Un peu plus tard, Adolescentoli vint le chercher. Dans un couloir, une porte était entrouverte sur une salle d'opération avec un lit, des seaux, des instruments. Ils entrèrent dans une petite pièce meublée d'une table et de deux chaises.

« Quel est votre problème ? »demanda le maître.

Il parut surpris d'entendre Rob parler non de symptômes, mais de son désir d'étudier ; son beau visage sombre n'eut pas un sourire. Peut-être l'entretien aurait-il tourné autrement si le jeune barbier l'avait mené avec plus de prudence. Mais il ne put s'empêcher de demander :

« Vivez-vous depuis longtemps en Angleterre ? Vous parlez si bien notre langue.

– Je suis né dans cette maison. En 70 avant

J.-C., Titus ramena de Jérusalem, après la destruction du Temple, cinq jeunes prisonniers juifs, qu'on appela les adolescentoli, ce qui veut dire " jeunes " en latin. Je suis le descendant de l'un d'eux ; engagé dans la deuxième légion, il débarqua dans cette île où vivaient de petits hommes noirs qui étaient les premiers Bretons. »

Rob parla de sa rencontre avec Merlin, ne mentionnant que ce qui touchait l'enseignement médical.

« Avez-vous aussi étudié avec le grand médecin d’Ispahan ?

– J'ai fréquenté l'université de Bagdad, qui est plus importante. Sauf que nous n'avions pas Avicenne, qu'ils appellent Ibn Sina. Mes élèves – trois de France et un de Salerne – m'ont préféré à Avicenne ou quelque autre Arabe. A défaut de la grande bibliothèque de Bagdad, je possède un ouvrage, Le Livre du médecin, où ils peuvent étudier tous les remèdes selon la méthode d’Alexandre de Tralles, et des écrits latins de Paul d'Egine et de Pline. Avant la fin de leur formation, tous sauront inciser une veine, une artère, poser cautère et opérer une cataracte. »

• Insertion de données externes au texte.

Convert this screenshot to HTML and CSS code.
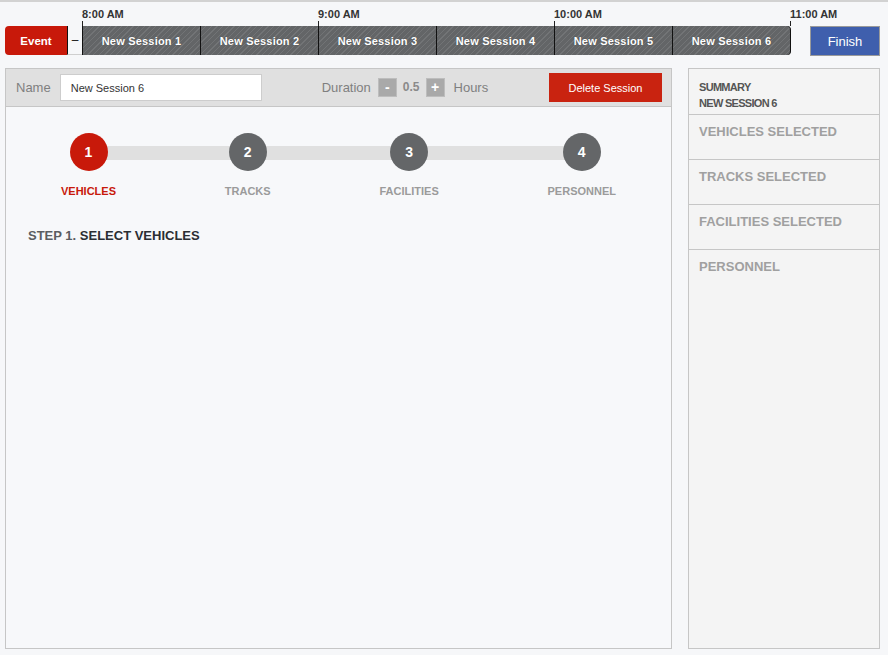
FILE: index.html
```html
<!DOCTYPE html>
<html>
<head>
<meta charset="utf-8">
<link rel="stylesheet" href="styles.css">
</head>
<body>
<div class="topbar">
  <div class="timeline">
    <div class="ruler">
      <div class="hour"><span class="hour-label">8:00 AM</span><span class="tick"></span></div>
      <div class="hour"><span class="hour-label">9:00 AM</span><span class="tick"></span></div>
      <div class="hour"><span class="hour-label">10:00 AM</span><span class="tick"></span></div>
      <div class="hour hour-last"><span class="hour-label">11:00 AM</span><span class="tick"></span></div>
    </div>
    <div class="track">
      <div class="event">Event</div>
      <div class="gap">–</div>
      <div class="session">New Session 1</div>
      <div class="session">New Session 2</div>
      <div class="session">New Session 3</div>
      <div class="session">New Session 4</div>
      <div class="session">New Session 5</div>
      <div class="session session-last">New Session 6</div>
    </div>
  </div>
  <button class="finish">Finish</button>
</div>

<div class="content">
  <div class="main">
    <div class="main-head">
      <span class="field-label">Name</span>
      <input class="name-input" type="text" value="New Session 6">
      <span class="field-label duration-label">Duration</span>
      <span class="stepbtn">-</span>
      <span class="duration-value">0.5</span>
      <span class="stepbtn">+</span>
      <span class="field-label hours-label">Hours</span>
      <button class="delete">Delete Session</button>
    </div>
    <div class="main-body">
      <div class="stepper">
        <div class="stepper-bar"></div>
        <div class="step step-active"><div class="circle">1</div><div class="step-label">VEHICLES</div></div>
        <div class="step"><div class="circle">2</div><div class="step-label">TRACKS</div></div>
        <div class="step"><div class="circle">3</div><div class="step-label">FACILITIES</div></div>
        <div class="step"><div class="circle">4</div><div class="step-label">PERSONNEL</div></div>
      </div>
      <h2 class="step-title"><span class="step-num">STEP 1.</span> SELECT VEHICLES</h2>
    </div>
  </div>
  <div class="sidebar">
    <div class="summary-head">
      <div>SUMMARY</div>
      <div>NEW SESSION 6</div>
    </div>
    <div class="summary-sec">VEHICLES SELECTED</div>
    <div class="summary-sec">TRACKS SELECTED</div>
    <div class="summary-sec">FACILITIES SELECTED</div>
    <div class="summary-sec summary-last">PERSONNEL</div>
  </div>
</div>
</body>
</html>
```

FILE: styles.css
```css
html, body {
  margin: 0;
  padding: 0;
}
body {
  background: #f6f7f9;
  border-top: 2px solid #d2d2d2;
  font-family: "Liberation Sans", Arial, sans-serif;
  color: #333;
  height: 653px;
  overflow: hidden;
}

/* ---------- top bar ---------- */
.topbar {
  display: flex;
  align-items: flex-start;
  padding: 0 8px 0 5px;
}
.timeline {
  display: flex;
  flex-direction: column;
}
.ruler {
  display: flex;
  padding-left: 77px;
  padding-top: 6px;
}
.hour {
  width: 236px;
  display: flex;
  flex-direction: column;
  align-items: flex-start;
}
.hour-last {
  width: 1px;
}
.hour-label {
  font-size: 11px;
  font-weight: bold;
  line-height: 13px;
  color: #333;
  white-space: nowrap;
}
.tick {
  width: 1px;
  height: 5px;
  background: #222;
}
.track {
  display: flex;
  height: 29px;
}
.event {
  width: 62px;
  background: #c8190a;
  border-radius: 4px 0 0 4px;
  color: #fff;
  font-weight: bold;
  font-size: 11.5px;
  display: flex;
  align-items: center;
  justify-content: center;
}
.gap {
  width: 15px;
  box-sizing: border-box;
  border-left: 1px solid #111;
  border-bottom: 1px solid #cfcfcf;
  font-size: 12px;
  color: #111;
  display: flex;
  align-items: center;
  justify-content: center;
}
.session {
  width: 118px;
  box-sizing: border-box;
  border-left: 1px solid #111;
  background-color: #636567;
  background-image: repeating-linear-gradient(-45deg, #636567 0, #636567 3px, #727476 3px, #727476 4px);
  color: #fff;
  font-weight: bold;
  font-size: 11px;
  letter-spacing: 0.2px;
  display: flex;
  align-items: center;
  justify-content: center;
  text-shadow: 0 0 1px rgba(0,0,0,0.4);
}
.session-last {
  width: 119px;
  border-right: 1px solid #111;
  border-radius: 0 4px 4px 0;
}
.finish {
  margin-left: auto;
  margin-top: 24px;
  width: 70px;
  height: 30px;
  box-sizing: border-box;
  background: #3f5fad;
  border: 1px solid #9a9a9a;
  color: #fff;
  font-family: "Liberation Sans", Arial, sans-serif;
  font-size: 13px;
  padding: 0;
}

/* ---------- content ---------- */
.content {
  display: flex;
  align-items: flex-start;
  padding: 0 8px 0 5px;
  margin-top: 12px;
}
.main {
  width: 667px;
  height: 581px;
  box-sizing: border-box;
  border: 1px solid #c6c6c6;
  background: #f7f8fa;
  margin-right: 16px;
}
.main-head {
  height: 38px;
  box-sizing: border-box;
  border-bottom: 1px solid #c6c6c6;
  background: #e0e0e0;
  display: flex;
  align-items: center;
  padding: 0 9px 0 10px;
}
.field-label {
  font-size: 13px;
  color: #7f7f7f;
}
.name-input {
  margin-left: 9px;
  width: 202px;
  height: 27px;
  box-sizing: border-box;
  border: 1px solid #cdcdcd;
  background: #fff;
  padding: 0 0 0 10px;
  font-family: "Liberation Sans", Arial, sans-serif;
  font-size: 11px;
  color: #333;
  outline: none;
}
.duration-label {
  margin-left: 60px;
}
.stepbtn {
  width: 19px;
  height: 19px;
  box-sizing: border-box;
  background: #a9a9a9;
  border: 1px solid #bdbdbd;
  color: #fff;
  font-weight: bold;
  font-size: 14px;
  line-height: 16px;
  text-align: center;
  margin-left: 7px;
}
.duration-value {
  font-size: 12px;
  font-weight: bold;
  color: #8a8a8a;
  margin-left: 6px;
  margin-right: -1px;
  position: relative;
  top: -1px;
}
.hours-label {
  margin-left: 9px;
}
.delete {
  margin-left: auto;
  width: 113px;
  height: 29px;
  border: none;
  background: #c92310;
  color: #fff;
  font-family: "Liberation Sans", Arial, sans-serif;
  font-size: 11px;
  padding: 0;
}

.main-body {
  padding-top: 26px;
}
.stepper {
  position: relative;
  display: flex;
  justify-content: space-between;
  padding: 0 55px;
}
.stepper-bar {
  position: absolute;
  left: 81px;
  right: 89px;
  top: 13px;
  height: 14px;
  background: #e0e0e0;
}
.step {
  position: relative;
  display: flex;
  flex-direction: column;
  align-items: center;
}
.circle {
  width: 38px;
  height: 38px;
  border-radius: 50%;
  background: #646668;
  color: #fff;
  font-weight: bold;
  font-size: 14px;
  display: flex;
  align-items: center;
  justify-content: center;
}
.step-label {
  margin-top: 14px;
  font-size: 11px;
  line-height: 13px;
  font-weight: bold;
  color: #9b9b9b;
}
.step-active .circle {
  background: #c8190a;
}
.step-active .step-label {
  color: #c8190a;
}
.step-title {
  margin: 30px 0 0 22px;
  font-size: 13px;
  line-height: 16px;
  font-weight: bold;
  color: #2b2e33;
}
.step-num {
  color: #5a5d61;
}

/* ---------- sidebar ---------- */
.sidebar {
  width: 192px;
  height: 581px;
  box-sizing: border-box;
  border: 1px solid #c6c6c6;
  background: #f4f4f4;
}
.summary-head {
  height: 46px;
  box-sizing: border-box;
  border-bottom: 1px solid #c6c6c6;
  padding: 10px 10px 0;
  font-size: 11px;
  line-height: 16px;
  font-weight: bold;
  letter-spacing: -0.7px;
  color: #555;
}
.summary-sec {
  height: 45px;
  box-sizing: border-box;
  border-bottom: 1px solid #c6c6c6;
  padding: 9px 10px 0;
  font-size: 13px;
  line-height: 16px;
  font-weight: bold;
  color: #a0a0a0;
}
.summary-last {
  border-bottom: none;
}
```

Rob fut saisi d'un désir irrésistible, comme celui qu'on peut avoir d'une femme.

« Je suis venu vous demander, dit-il, de me prendre comme apprenti.

– Je m'en doute bien, mais c'est impossible.

– Et je ne peux pas vous convaincre ?

– Non. Il faut trouver vous-même un médecin chrétien, ou rester barbier », répondit Adolescentoli sans rudesse mais avec fermeté.

Peut-être ses raisons étaient-elles les mêmes que celles de Merlin mais Rob n'en sut rien car ils en restèrent là. Le médecin se leva, le reconduisit à la porte et le regarda partir sans un mot.

Deux étapes plus loin, à Devizes, un jeune pêcheur de Bristol vint le consulter : il urinait du sang et avait beaucoup maigri.

– Je pense que vous avez une tumeur dans le corps, mais je n'en suis pas sûr, et je ne sais pas comment vous soigner ni soulager vos souffrances. »

Le Barbier lui aurait vendu bon nombre de flacons.

« Ce n'est que de l'alcool bon marché », ajouta-t-il sans savoir pourquoi. Il n'avait dit cela à aucun patient.

Le jeune homme le remercia et s'en fut. Adolescentoli ou Merlin auraient su quoi faire, eux ! songea Rob avec amertume. Les lâches ! Ils refusaient de l'instruire. Et le Chevalier noir ricanait.

Ce soir-là, le 2 septembre, surpris par un violent orage, il entra se réfugier à l'auberge et attacha Cheval dans la cour, à l'abri d'un grand chêne. La salle était si pleine qu'il ne restait même plus de place sur le sol. Assis dans un coin sombre, un homme épuisé serrait contre lui un gros ballot comme ceux des marchands. Si Rob n'était pas allé à Malmesbury, il ne l'aurait pas remarqué, mais au caftan noir et au chapeau de cuir, il reconnut un Juif.